Columnar UDF Development Guide
Developer can implement columnar Hive UDF or scala UDF in Gazelle for performance benefits.
The original UDF still needs to be registered to Spark for two reasons: 1) Spark will create a kind of expression for the registered UDF, which makes expression replacement possible. 2) expression fallback still need work well for cases that the expression tree has some expression currently unsupported by Gazelle.
Hive UDF
Suppose there is a UDF for handling string type input.
package com.intel.test;
import org.apache.hadoop.hive.ql.exec.UDF;
public class MyHiveUDF extends UDF {
public String evaluate(String b) {
...
}
}
The jar contains this class should be put into Spark class path. Then, the UDF can be registered to Spark at runtime as the below shows.

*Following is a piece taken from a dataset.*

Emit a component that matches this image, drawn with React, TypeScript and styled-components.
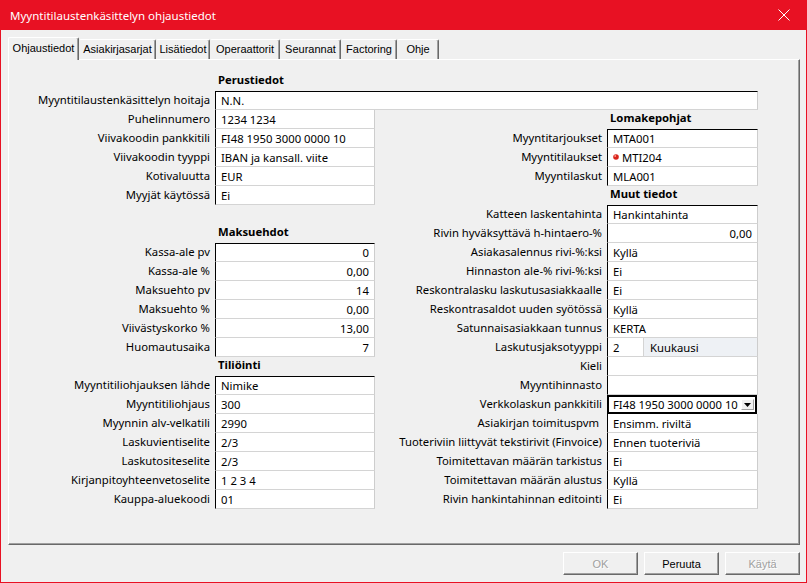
import styled, { createGlobalStyle } from 'styled-components';

const GlobalStyle = createGlobalStyle`
  * { box-sizing: border-box; }
  html, body { margin: 0; padding: 0; }
  body {
    background: #f0f0f0;
    font-family: "Noto Sans", "Liberation Sans", sans-serif;
    font-size: 11.3px;
    color: #000;
  }
`;

const Window = styled.div`
  width: 807px;
  height: 583px;
  display: flex;
  flex-direction: column;
  background: #f0f0f0;
  overflow: hidden;
`;

const TitleBar = styled.div`
  height: 30px;
  flex: none;
  background: #e81123;
  color: #fff;
  display: flex;
  align-items: center;
  justify-content: space-between;
  padding-left: 10px;
  font-size: 11.5px;
`;

const CloseButton = styled.div`
  width: 46px;
  height: 30px;
  display: flex;
  align-items: center;
  justify-content: center;
`;

const Body = styled.div`
  flex: 1;
  display: flex;
  flex-direction: column;
  border: 1px solid #e81123;
  border-top: none;
  padding: 7px 6px 0 7px;
`;

const TabRow = styled.div`
  display: flex;
  align-items: flex-end;
  height: 23px;
  margin-bottom: -1px;
  position: relative;
  z-index: 1;
`;

const Tab = styled.div<{ $w: number; $active?: boolean }>`
  width: ${(p) => p.$w}px;
  height: ${(p) => (p.$active ? 23 : 20)}px;
  margin-bottom: ${(p) => (p.$active ? 0 : 1)}px;
  background: #f0f0f0;
  border-top: 1px solid #fff;
  border-left: 1px solid ${(p) => (p.$active ? '#fff' : '#f0f0f0')};
  border-right: 1px solid #696969;
  box-shadow: inset -1px 0 0 #a0a0a0;
  border-radius: 2px 2px 0 0;
  font-family: "Liberation Sans", Arial, sans-serif;
  font-size: 11px;
  padding-top: ${(p) => (p.$active ? 4 : 3)}px;
  text-align: center;
  white-space: nowrap;
`;

const Panel = styled.div`
  width: 792px;
  height: 486px;
  border-top: 1px solid #fff;
  border-left: 1px solid #fff;
  border-right: 1px solid #696969;
  border-bottom: 1px solid #696969;
  box-shadow: inset -1px -1px 0 #a0a0a0;
  padding-top: 12px;
`;

const Sheet = styled.div`
  display: flex;
  flex-direction: column;
`;

const Columns = styled.div`
  display: flex;
`;

const Column = styled.div`
  display: flex;
  flex-direction: column;
`;

const Row = styled.div`
  display: flex;
  height: 19px;
`;

const Label = styled.div<{ $w: number }>`
  width: ${(p) => p.$w}px;
  flex: none;
  padding-right: 5px;
  text-align: right;
  line-height: 18px;
  white-space: nowrap;
`;

const Heading = styled.div<{ $offset: number }>`
  height: 19px;
  padding-left: ${(p) => p.$offset + 3}px;
  font-weight: bold;
  line-height: 16px;
  white-space: nowrap;
`;

const Cell = styled.div<{ $w: number; $first?: boolean; $right?: boolean }>`
  width: ${(p) => p.$w}px;
  height: 19px;
  flex: none;
  background: #fff;
  border-left: 1px solid #000;
  border-right: 1px solid #cdcdcd;
  border-bottom: 1px solid #d4d4d4;
  border-top: ${(p) => (p.$first ? '1px solid #000' : 'none')};
  padding: 0 5px;
  display: flex;
  align-items: center;
  justify-content: ${(p) => (p.$right ? 'flex-end' : 'flex-start')};
  white-space: nowrap;
`;

const SplitCell = styled(Cell)`
  padding: 0;
`;

const SplitPart = styled.div<{ $w?: number; $shaded?: boolean }>`
  height: 100%;
  display: flex;
  align-items: center;
  padding-left: ${(p) => (p.$shaded ? 6 : 5)}px;
  ${(p) => (p.$w ? `width: ${p.$w}px; flex: none;` : 'flex: 1;')}
  background: ${(p) => (p.$shaded ? '#eef1f5' : '#fff')};
  border-right: ${(p) => (p.$shaded ? 'none' : '1px solid #d4d4d4')};
`;

const Combo = styled.div<{ $w: number }>`
  width: ${(p) => p.$w}px;
  height: 19px;
  flex: none;
  background: #fff;
  border: 2px solid #000;
  display: flex;
  align-items: center;
  justify-content: space-between;
  padding: 0 1px 0 4px;
  white-space: nowrap;
`;

const DropButton = styled.div`
  width: 13px;
  height: 11px;
  background: #f0f0f0;
  border-top: 1px solid #fff;
  border-left: 1px solid #fff;
  border-right: 1px solid #a0a0a0;
  border-bottom: 1px solid #a0a0a0;
  display: flex;
  align-items: center;
  justify-content: center;
`;

const Dot = styled.svg`
  margin-right: 3px;
  flex: none;
`;

const Footer = styled.div`
  display: flex;
  justify-content: flex-end;
  gap: 6px;
  margin-top: 7px;
`;

const Button = styled.div<{ $disabled?: boolean }>`
  width: 75px;
  height: 23px;
  background: #f0f0f0;
  border-top: 1px solid #fff;
  border-left: 1px solid #fff;
  border-right: 1px solid #696969;
  border-bottom: 1px solid #696969;
  box-shadow: inset -1px -1px 0 #a0a0a0;
  display: flex;
  align-items: center;
  justify-content: center;
  font-family: "Liberation Sans", Arial, sans-serif;
  font-size: 11px;
  color: ${(p) => (p.$disabled ? '#a0a0a0' : '#000')};
  text-shadow: ${(p) => (p.$disabled ? '1px 1px 0 #fff' : 'none')};
`;

type Item =
  | { kind: 'head'; text: string }
  | { kind: 'gap' }
  | {
      kind: 'field';
      label: string;
      value?: string;
      right?: boolean;
      first?: boolean;
      dot?: boolean;
      split?: [string, string];
      combo?: boolean;
    };

const tabs = [
  { text: 'Ohjaustiedot', w: 71, active: true },
  { text: 'Asiakirjasarjat', w: 77 },
  { text: 'Lisätiedot', w: 54 },
  { text: 'Operaattorit', w: 70 },
  { text: 'Seurannat', w: 61 },
  { text: 'Factoring', w: 56 },
  { text: 'Ohje', w: 42 },
];

const leftItems: Item[] = [
  { kind: 'field', label: 'Puhelinnumero', value: '1234 1234' },
  { kind: 'field', label: 'Viivakoodin pankkitili', value: 'FI48 1950 3000 0000 10' },
  { kind: 'field', label: 'Viivakoodin tyyppi', value: 'IBAN ja kansall. viite' },
  { kind: 'field', label: 'Kotivaluutta', value: 'EUR' },
  { kind: 'field', label: 'Myyjät käytössä', value: 'Ei' },
  { kind: 'gap' },
  { kind: 'head', text: 'Maksuehdot' },
  { kind: 'field', label: 'Kassa-ale pv', value: '0', right: true, first: true },
  { kind: 'field', label: 'Kassa-ale %', value: '0,00', right: true },
  { kind: 'field', label: 'Maksuehto pv', value: '14', right: true },
  { kind: 'field', label: 'Maksuehto %', value: '0,00', right: true },
  { kind: 'field', label: 'Viivästyskorko %', value: '13,00', right: true },
  { kind: 'field', label: 'Huomautusaika', value: '7', right: true },
  { kind: 'head', text: 'Tiliöinti' },
  { kind: 'field', label: 'Myyntitiliohjauksen lähde', value: 'Nimike', first: true },
  { kind: 'field', label: 'Myyntitiliohjaus', value: '300' },
  { kind: 'field', label: 'Myynnin alv-velkatili', value: '2990' },
  { kind: 'field', label: 'Laskuvientiselite', value: '2/3' },
  { kind: 'field', label: 'Laskutositeselite', value: '2/3' },
  { kind: 'field', label: 'Kirjanpitoyhteenvetoselite', value: '1 2 3 4' },
  { kind: 'field', label: 'Kauppa-aluekoodi', value: '01' },
];

const rightItems: Item[] = [
  { kind: 'head', text: 'Lomakepohjat' },
  { kind: 'field', label: 'Myyntitarjoukset', value: 'MTA001', first: true },
  { kind: 'field', label: 'Myyntitilaukset', value: 'MTI204', dot: true },
  { kind: 'field', label: 'Myyntilaskut', value: 'MLA001' },
  { kind: 'head', text: 'Muut tiedot' },
  { kind: 'field', label: 'Katteen laskentahinta', value: 'Hankintahinta', first: true },
  { kind: 'field', label: 'Rivin hyväksyttävä h-hintaero-%', value: '0,00', right: true },
  { kind: 'field', label: 'Asiakasalennus rivi-%:ksi', value: 'Kyllä' },
  { kind: 'field', label: 'Hinnaston ale-% rivi-%:ksi', value: 'Ei' },
  { kind: 'field', label: 'Reskontralasku laskutusasiakkaalle', value: 'Ei' },
  { kind: 'field', label: 'Reskontrasaldot uuden syötössä', value: 'Kyllä' },
  { kind: 'field', label: 'Satunnaisasiakkaan tunnus', value: 'KERTA' },
  { kind: 'field', label: 'Laskutusjaksotyyppi', split: ['2', 'Kuukausi'] },
  { kind: 'field', label: 'Kieli', value: '' },
  { kind: 'field', label: 'Myyntihinnasto', value: '' },
  { kind: 'field', label: 'Verkkolaskun pankkitili', value: 'FI48 1950 3000 0000 10', combo: true },
  { kind: 'field', label: 'Asiakirjan toimituspvm\u00a0', value: 'Ensimm. riviltä' },
  { kind: 'field', label: 'Tuoteriviin liittyvät tekstirivit (Finvoice)', value: 'Ennen tuoteriviä' },
  { kind: 'field', label: 'Toimitettavan määrän tarkistus', value: 'Ei' },
  { kind: 'field', label: 'Toimitettavan määrän alustus', value: 'Kyllä' },
  { kind: 'field', label: 'Rivin hankintahinnan editointi', value: 'Ei' },
];

const RedDot = () => (
  <Dot width="6" height="6" viewBox="0 0 6 6">
    <circle cx="3" cy="3" r="2.8" fill="#d8241c" />
    <circle cx="2.2" cy="2" r="0.9" fill="#ff9c8c" />
  </Dot>
);

const FieldColumn = ({ items, labelW, fieldW }: { items: Item[]; labelW: number; fieldW: number }) => (
  <Column>
    {items.map((it, i) => {
      if (it.kind === 'gap') return <Row key={i} />;
      if (it.kind === 'head')
        return (
          <Heading key={i} $offset={labelW}>
            {it.text}
          </Heading>
        );
      let field;
      if (it.combo) {
        field = (
          <Combo $w={fieldW - 1}>
            {it.value}
            <DropButton>
              <svg width="7" height="4" viewBox="0 0 7 4">
                <path d="M0 0h7L3.5 4z" fill="#000" />
              </svg>
            </DropButton>
          </Combo>
        );
      } else if (it.split) {
        field = (
          <SplitCell $w={fieldW}>
            <SplitPart $w={36}>{it.split[0]}</SplitPart>
            <SplitPart $shaded>{it.split[1]}</SplitPart>
          </SplitCell>
        );
      } else {
        field = (
          <Cell $w={fieldW} $first={it.first} $right={it.right}>
            {it.dot && <RedDot />}
            {it.value}
          </Cell>
        );
      }
      return (
        <Row key={i}>
          <Label $w={labelW}>{it.label}</Label>
          {field}
        </Row>
      );
    })}
  </Column>
);

export default function App() {
  return (
    <>
      <GlobalStyle />
      <Window>
        <TitleBar>
          Myyntitilaustenkäsittelyn ohjaustiedot
          <CloseButton>
            <svg width="12" height="12" viewBox="0 0 12 12">
              <path d="M0.5 0.5l11 11M11.5 0.5l-11 11" stroke="#fff" strokeWidth="1" />
            </svg>
          </CloseButton>
        </TitleBar>
        <Body>
          <TabRow>
            {tabs.map((t) => (
              <Tab key={t.text} $w={t.w} $active={t.active}>
                {t.text}
              </Tab>
            ))}
          </TabRow>
          <Panel>
            <Sheet>
              <Heading $offset={206}>Perustiedot</Heading>
              <Row>
                <Label $w={206}>Myyntitilaustenkäsittelyn hoitaja</Label>
                <Cell $w={543} $first>
                  N.N.
                </Cell>
              </Row>
              <Columns>
                <FieldColumn items={leftItems} labelW={206} fieldW={160} />
                <FieldColumn items={rightItems} labelW={232} fieldW={151} />
              </Columns>
            </Sheet>
          </Panel>
          <Footer>
            <Button $disabled>OK</Button>
            <Button>Peruuta</Button>
            <Button $disabled>Käytä</Button>
          </Footer>
        </Body>
      </Window>
    </>
  );
}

spark.sql("CREATE TEMPORARY FUNCTION MyHiveUDFName AS 'com.intel.test.MyHiveUDF';")
MyHiveUDFName
is the unique name for UDF and it's case insensitive to Spark & Gazelle.
We need to implement a native version of evaluate
function in arrow/gandiva
. And in Gazelle
ColumnarExpressionConverter.scala
, we need to add some logic to find the expression whose pretty
name is MyHiveUDFName
, and replace it with the implemented columnar expression. The columnar
expression will call gandiva function for evaluating given input.
Scala UDF
In Gazelle, the implementation for scala UDF is similar to Hive UDF. There is only few difference
in finding the matched expression for replacing it. See code details in ColumnarExpressionConverter.scala
.
We still need to register the original scala UDF to Spark, e.g.,
spark.udf.register("MyScalaUDFName", (s : String) => s)
It is also required to implement a columnar expression and a gandiva function, similar to Hive UDF.